3. Paired sample t-test: Determines if the means of two related groups are different.
One-Sample t-Test
The one-sample t-test compares the sample mean \( \bar{x} \) to a known value (or hypothesized population mean) \( \mu_0 \). The test statistic is calculated as:
$$ t = \frac{\bar{x} – \mu_0}{s / \sqrt{n}} $$
where:
– \( \bar{x} \) is the sample mean,
– \( s \) is the sample standard deviation,
– \( n \) is the sample size.
The degrees of freedom for this test are \( df = n – 1 \).

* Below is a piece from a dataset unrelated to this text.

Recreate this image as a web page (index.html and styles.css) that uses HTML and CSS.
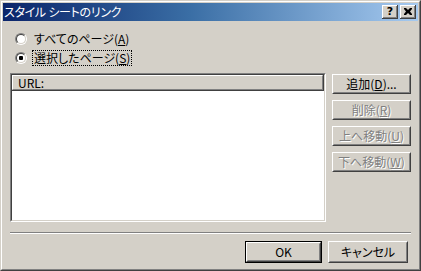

Independent Two-Sample t-Test
The independent two-sample t-test compares the means of two independent samples. The test statistic is calculated as:
$$ t = \frac{\bar{x}_1 – \bar{x}_2}{\sqrt{\frac{s_1^2}{n_1} + \frac{s_2^2}{n_2}}} $$
where:
– \( \bar{x}_1 \) and \( \bar{x}_2 \) are the sample means,
– \( s_1^2 \) and \( s_2^2 \) are the sample variances,
– \( n_1 \) and \( n_2 \) are the sample sizes.
The degrees of freedom can be approximated using the Welch-Satterthwaite equation:
$$ df \approx \frac{\left( \frac{s_1^2}{n_1} + \frac{s_2^2}{n_2} \right)^2}{\frac{\left( \frac{s_1^2}{n_1} \right)^2}{n_1 – 1} + \frac{\left( \frac{s_2^2}{n_2} \right)^2}{n_2 – 1}} $$
Paired Sample t-Test
The paired sample t-test compares the means of two related groups. The test statistic is calculated as:
$$ t = \frac{\bar{d}}{s_d / \sqrt{n}} $$
where:
– \( \bar{d} \) is the mean of the differences between paired observations,
– \( s_d \) is the standard deviation of the differences,
– \( n \) is the number of pairs.
The degrees of freedom for this test are \( df = n – 1 \).
Derivations and Proofs
Derivation of the One-Sample t-Test
Given a sample \( x_1, x_2, \ldots, x_n \) from a normal distribution with unknown mean \( \mu \) and unknown variance \( \sigma^2 \), we want to test the null hypothesis \( H_0: \mu = \mu_0 \).
The sample mean is:
$$ \bar{x} = \frac{1}{n} \sum_{i=1}^n x_i $$
The sample variance is:
$$ s^2 = \frac{1}{n-1} \sum_{i=1}^n (x_i – \bar{x})^2 $$
Under the null hypothesis, the test statistic is:
$$ t = \frac{\bar{x} – \mu_0}{s / \sqrt{n}} $$
which follows a t-distribution with \( n-1 \) degrees of freedom.
Derivation of the Independent Two-Sample t-Test
Given two independent samples \( x_1, x_2, \ldots, x_{n_1} \) and \( y_1, y_2, \ldots, y_{n_2} \) from normal distributions with unknown means \( \mu_1 \) and \( \mu_2 \) and unknown variances \( \sigma_1^2 \) and \( \sigma_2^2 \), we want to test the null hypothesis \( H_0: \mu_1 = \mu_2 \).
The pooled sample variance is:
$$ s_p^2 = \frac{(n_1 – 1)s_1^2 + (n_2 – 1)s_2^2}{n_1 + n_2 – 2} $$
The test statistic is:
$$ t = \frac{\bar{x}_1 – \bar{x}_2}{\sqrt{s_p^2 \left( \frac{1}{n_1} + \frac{1}{n_2} \right)}} $$
which follows a t-distribution with \( n_1 + n_2 – 2 \) degrees of freedom.
Derivation of the Paired Sample t-Test
Given paired observations \( (x_1, y_1), (x_2, y_2), \ldots, (x_n, y_n) \) from a normal distribution with unknown mean difference \( \mu_d \) and unknown variance of differences \( \sigma_d^2 \), we want to test the null hypothesis \( H_0: \mu_d = 0 \).
The differences are \( d_i = x_i – y_i \).
The mean of the differences is:
$$ \bar{d} = \frac{1}{n} \sum_{i=1}^n d_i $$
The standard deviation of the differences is:
$$ s_d = \sqrt{\frac{1}{n-1} \sum_{i=1}^n (d_i – \bar{d})^2} $$
The test statistic is:
$$ t = \frac{\bar{d}}{s_d / \sqrt{n}} $$
which follows a t-distribution with \( n-1 \) degrees of freedom.